The Butcher & Larder
1026 N. Milwaukee Ave. 773-687-8280
Rating: !!! (out of four) Off to a good start

The scene: This Noble Square butcher shop's spare look and smoked-meat scent put the focus (rightly so) on former Mado chef Rob Levitt's cut-to-order meats from local farms.

The food: Look to the countertop chalkboard for daily soup and sandwich options (one hot, one cold). This isn’t Grahamwich; sammies are simple and rustic, not piled high with gourmet embellishments. We loved the tasty, not overly saucy sloppy joe made with ground beef from Elkhorn, Wis.-based Dietzler Farms. Though the cold option by nature couldn't comfort as much as that sloppy joe, thick slices of porchetta (pork belly and loin roasted with garlic and rosemary) match nicely with tangy pickled fennel. The $10 price includes a drink (try the Sprecher's root beer) and a bag of Jay's potato chips.
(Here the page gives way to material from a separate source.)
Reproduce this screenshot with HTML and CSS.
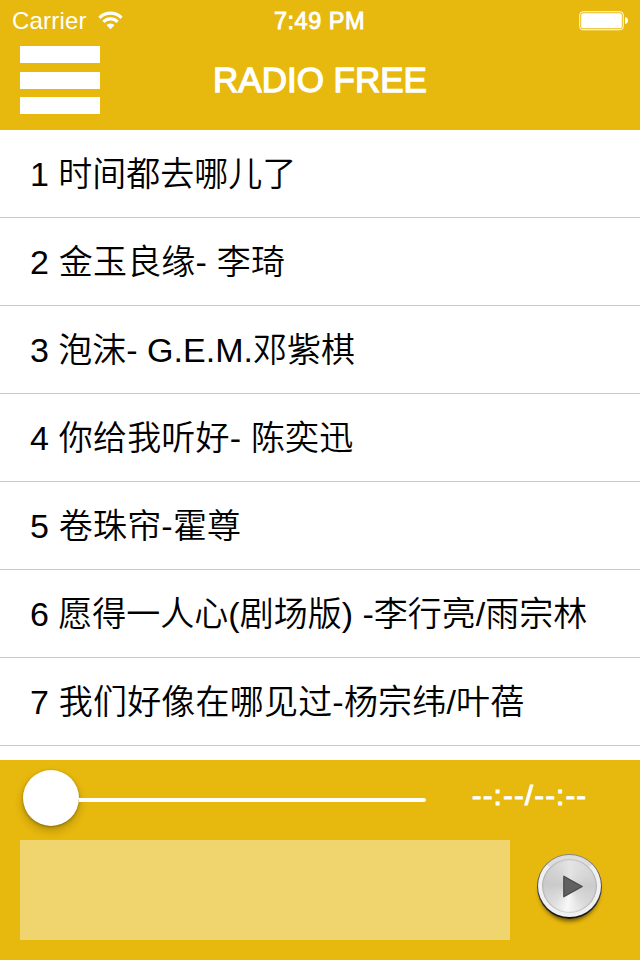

Grab your order to-go or take a stand at the counter.

Tip: Sandwiches are served till 7 p.m. Monday and Wednesday through Saturday, but when they’re gone for the day, they’re gone. At 6 p.m. on a recent weeknight, we snagged the last porchetta sandwich. 

Bottom line: Foodies north of North Avenue may not stray from Sterling Goss as their go-to indie butcher, but the Butcher & Larder is worth a stop for simple sandwiches.